◆ Stated task: Locate each line containing the string "styles" and copy it out.

****************

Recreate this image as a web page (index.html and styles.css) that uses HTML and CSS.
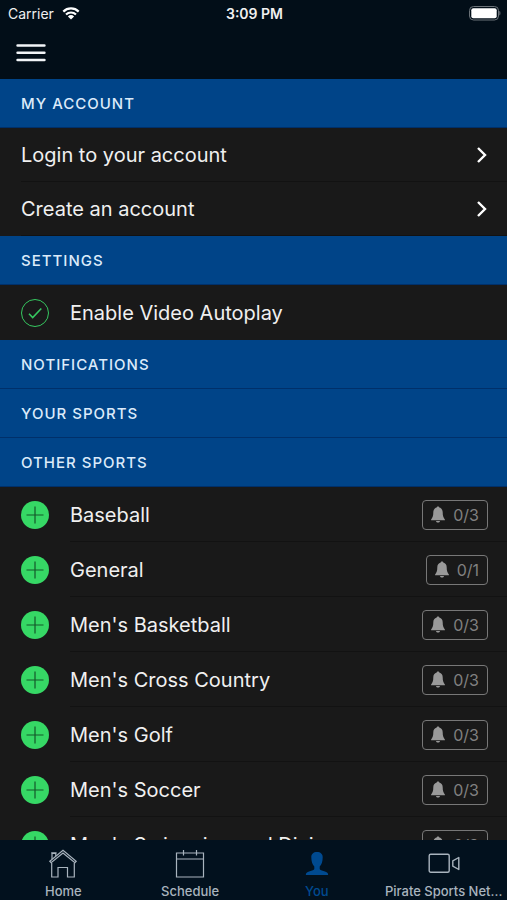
FILE: index.html
```html
<!DOCTYPE html>
<html lang="en">
<head>
<meta charset="UTF-8">
<meta name="viewport" content="width=device-width, initial-scale=1.0">
<title>Pirate Sports - You</title>
<link rel="stylesheet" href="styles.css">
</head>
<body>
<!-- Shared icons -->
<svg class="sprite" aria-hidden="true">
    <symbol id="chevron" viewBox="0 0 12 18">
        <path d="M2 2l7 7-7 7" fill="none" stroke="currentColor" stroke-width="2.4"/>
    </symbol>
    <symbol id="plus" viewBox="0 0 28 28">
        <circle cx="14" cy="14" r="14" fill="#36d865"/>
        <path d="M14 5.5v17M5.5 14h17" stroke="#14582a" stroke-width="1.2"/>
    </symbol>
    <symbol id="bell" viewBox="0 0 14 17">
        <path d="M7 0.4c-.8 0-1.3.5-1.3 1.2C3.5 2.2 2.3 4 2.3 6.3c0 3.8-.7 5.4-2.2 7.2v.8h13.8v-.8c-1.5-1.8-2.2-3.4-2.2-7.2 0-2.3-1.2-4.1-3.4-4.7 0-.7-.5-1.2-1.3-1.2zM5 15c.2 1 1 1.6 2 1.6s1.8-.6 2-1.6z" fill="currentColor"/>
    </symbol>
</svg>

<header class="header">
    <div class="status-bar">
        <div class="carrier">
            <span>Carrier</span>
            <svg width="18" height="13" viewBox="0 0 18 13">
                <path d="M1.3 4.6a11 11 0 0 1 15.4 0M4 7.5a7.2 7.2 0 0 1 10 0" fill="none" stroke="#fff" stroke-width="2.2"/>
                <path d="M5.9 9.4a4.5 4.5 0 0 1 6.2 0L9 12.6z" fill="#fff"/>
            </svg>
        </div>
        <span class="time">3:09 PM</span>
        <svg class="battery" width="32" height="15" viewBox="0 0 32 15">
            <rect x="0.5" y="0.5" width="29" height="13.5" rx="4" fill="none" stroke="#6b7278"/>
            <rect x="2.3" y="2.3" width="25.4" height="9.9" rx="2" fill="#fff"/>
            <path d="M30.6 5.2q1.4 2 0 4z" fill="#6b7278" stroke="#6b7278" stroke-width="0.5"/>
        </svg>
    </div>
    <button class="menu-button" aria-label="Menu">
        <svg width="30" height="19" viewBox="0 0 30 19">
            <path d="M1.6 2.500h26.800M1.600 9.700h26.800M1.600 17h26.800" stroke="#f2f5f8" stroke-width="2.6" stroke-linecap="round"/>
        </svg>
    </button>
</header>

<main class="content">
    <h2 class="section-title">MY ACCOUNT</h2>
    <ul class="list">
        <li><a class="row account" href="#login"><span class="name">Login to your account</span><svg class="chevron"><use href="#chevron"/></svg></a></li>
        <li><a class="row account" href="#create"><span class="name">Create an account</span><svg class="chevron"><use href="#chevron"/></svg></a></li>
    </ul>

    <h2 class="section-title">SETTINGS</h2>
    <div class="row">
        <span class="check">
            <input type="checkbox" id="autoplay" checked>
            <svg viewBox="0 0 28 28">
                <path d="M8 14.8l3.7 3.7L20.3 9.5" fill="none" stroke="#36c860" stroke-width="1.6"/>
            </svg>
        </span>
        <label class="name" for="autoplay">Enable Video Autoplay</label>
    </div>

    <h2 class="section-title">NOTIFICATIONS</h2>
    <h2 class="section-title">YOUR SPORTS</h2>
    <h2 class="section-title">OTHER SPORTS</h2>
    <ul class="list">
        <li class="row sport">
            <button class="add" aria-label="Add Baseball"><svg><use href="#plus"/></svg></button>
            <span class="name">Baseball</span>
            <button class="alerts"><svg><use href="#bell"/></svg>0/3</button>
        </li>
        <li class="row sport">
            <button class="add" aria-label="Add General"><svg><use href="#plus"/></svg></button>
            <span class="name">General</span>
            <button class="alerts"><svg><use href="#bell"/></svg>0/1</button>
        </li>
        <li class="row sport">
            <button class="add" aria-label="Add Men's Basketball"><svg><use href="#plus"/></svg></button>
            <span class="name">Men's Basketball</span>
            <button class="alerts"><svg><use href="#bell"/></svg>0/3</button>
        </li>
        <li class="row sport">
            <button class="add" aria-label="Add Men's Cross Country"><svg><use href="#plus"/></svg></button>
            <span class="name">Men's Cross Country</span>
            <button class="alerts"><svg><use href="#bell"/></svg>0/3</button>
        </li>
        <li class="row sport">
            <button class="add" aria-label="Add Men's Golf"><svg><use href="#plus"/></svg></button>
            <span class="name">Men's Golf</span>
            <button class="alerts"><svg><use href="#bell"/></svg>0/3</button>
        </li>
        <li class="row sport">
            <button class="add" aria-label="Add Men's Soccer"><svg><use href="#plus"/></svg></button>
            <span class="name">Men's Soccer</span>
            <button class="alerts"><svg><use href="#bell"/></svg>0/3</button>
        </li>
        <li class="row sport">
            <button class="add" aria-label="Add Men's Swimming and Diving"><svg><use href="#plus"/></svg></button>
            <span class="name">Men's Swimming and Diving</span>
            <button class="alerts"><svg><use href="#bell"/></svg>0/3</button>
        </li>
    </ul>
</main>

<nav class="tabs">
    <a class="tab" href="#home">
        <svg width="32" height="30" viewBox="0 0 32 30" fill="none" stroke="currentColor" stroke-width="1.2">
            <path d="M2.8 12.2L16 1.2l13.2 11-1.3 1.5L16 4 4.1 13.7z"/>
            <path d="M5 10V4.5h3.8v2.5M4.2 3.8h5.4M4.700 14v14h6.300V18.500h9.500V28h6.800V14"/>
        </svg>
        <span>Home</span>
    </a>
    <a class="tab" href="#schedule">
        <svg width="32" height="30" viewBox="0 0 32 30" fill="none" stroke="currentColor" stroke-width="1.2">
            <path d="M2.5 4h27v24h-27zM2.5 10h27M9.5 1v5.5M22.5 1v5.5"/>
        </svg>
        <span>Schedule</span>
    </a>
    <a class="tab active" href="#you">
        <svg width="32" height="30" viewBox="0 0 32 30">
            <path d="M16 3c-3.600 0-5.700 2-5.700 5.200 0 4 1 7.400 3 9.300v2.200c0 1.200-1.300 1.600-3.800 2.200C6.300 22.700 4.800 23.500 4.800 26h22.400c0-2.500-1.500-3.300-4.700-4.100-2.500-.6-3.800-1-3.800-2.200v-2.200c2-1.900 3-5.300 3-9.300C21.700 5 19.600 3 16 3z" fill="currentColor"/>
        </svg>
        <span>You</span>
    </a>
    <a class="tab" href="#network">
        <svg width="32" height="30" viewBox="0 0 32 30" fill="none" stroke="currentColor" stroke-width="1.4" stroke-linejoin="round">
            <rect x="1.2" y="5.2" width="20" height="18" rx="1.5"/>
            <path d="M30.8 8.5v12l-6-3.300v-5.400z"/>
        </svg>
        <span>Pirate Sports Net...</span>
    </a>
</nav>
</body>
</html>
```
FILE: styles.css
```css
* {
    box-sizing: border-box;
}
body {
    display: flex;
    flex-direction: column;
    height: 100vh;
    margin: 0;
    font-family: Inter, "Liberation Sans", sans-serif;
    color: #f0f0f0;
    background-color: #191919;
}
button {
    padding: 0;
    font: inherit;
    color: inherit;
    background: none;
    border: none;
    cursor: pointer;
}
a {
    color: inherit;
    text-decoration: none;
}
svg {
    display: block;
}
.sprite {
    display: none;
}

/* Header */
.header {
    flex: none;
    height: 79px;
    background-color: #020e18;
}
.status-bar {
    display: grid;
    grid-template-columns: 1fr auto 1fr;
    align-items: center;
    height: 27px;
    padding: 0 6px 0 8px;
    font-size: 14px;
}
.carrier {
    display: flex;
    align-items: center;
    gap: 8px;
}
.time {
    font-weight: 600;
}
.battery {
    justify-self: end;
}
.menu-button {
    display: block;
    padding: 16px;
}

/* Account, settings and sports lists */
.content {
    flex: 1;
    min-height: 0;
    overflow-y: auto;
    scrollbar-width: none;
}
.section-title {
    height: 49px;
    margin: 0;
    padding-left: 21px;
    font-size: 15px;
    font-weight: 500;
    line-height: 49px;
    letter-spacing: 1px;
    color: #dcebfa;
    background-color: #004488;
    border-bottom: 1px solid #00306a;
}
.list {
    margin: 0;
    padding: 0;
    list-style: none;
}
.row {
    display: flex;
    align-items: center;
    gap: 21px;
    height: 55px;
    padding: 0 19px 0 21px;
    font-size: 20px;
}
/* Hairline under a row, starting where its text starts */
.account {
    height: 54px;
    background: linear-gradient(#121212, #121212) 21px 100% / 100% 1px no-repeat;
}
.sport {
    background: linear-gradient(#121212, #121212) 70px 100% / 100% 1px no-repeat;
}
.name {
    flex: 1;
    white-space: nowrap;
}
.chevron {
    width: 12px;
    height: 18px;
    color: #fff;
}
.check {
    display: grid;
}
.check input,
.check svg {
    grid-area: 1 / 1;
    width: 28px;
    height: 28px;
    margin: 0;
}
.check input {
    appearance: none;
    border: 1px solid #36c860;
    border-radius: 50%;
}
.check svg {
    pointer-events: none;
}
.check input:not(:checked) + svg {
    visibility: hidden;
}
.add svg {
    width: 28px;
    height: 28px;
}
.alerts {
    display: flex;
    align-items: center;
    gap: 8px;
    height: 30px;
    padding: 0 8px;
    font-size: 16px;
    color: #808080;
    border: 1px solid #777;
    border-radius: 4px;
}
.alerts svg {
    width: 14px;
    height: 17px;
    color: #999;
}

/* Bottom navigation */
.tabs {
    display: grid;
    grid-template-columns: repeat(4, 1fr);
    flex: none;
    height: 60px;
    background-color: #02111e;
}
.tab {
    display: flex;
    flex-direction: column;
    align-items: center;
    gap: 5px;
    padding-top: 9px;
    font-size: 13px;
    font-weight: 500;
    line-height: 14px;
    white-space: nowrap;
    color: #a9b4be;
}
.active {
    color: #004a90;
}
```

****************

◆ Result of this task:
Recreate this image as a web page (index.html and styles.css) that uses HTML and CSS.
<link rel="stylesheet" href="styles.css">
FILE: styles.css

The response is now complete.